Code that builds pages
-=-=-=-=-

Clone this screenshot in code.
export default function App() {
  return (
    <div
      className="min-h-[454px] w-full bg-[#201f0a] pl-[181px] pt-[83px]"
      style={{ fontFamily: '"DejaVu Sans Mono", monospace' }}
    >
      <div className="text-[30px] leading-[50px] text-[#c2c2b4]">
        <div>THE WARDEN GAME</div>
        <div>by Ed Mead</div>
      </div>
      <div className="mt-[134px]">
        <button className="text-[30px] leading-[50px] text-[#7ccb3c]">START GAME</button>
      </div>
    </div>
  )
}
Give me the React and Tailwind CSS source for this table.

-=-=-=-=-

INSTRUCTION: Say how many lines of the data include the string "this". Nothing other than the number should be given.

TASK RESPONSE: 2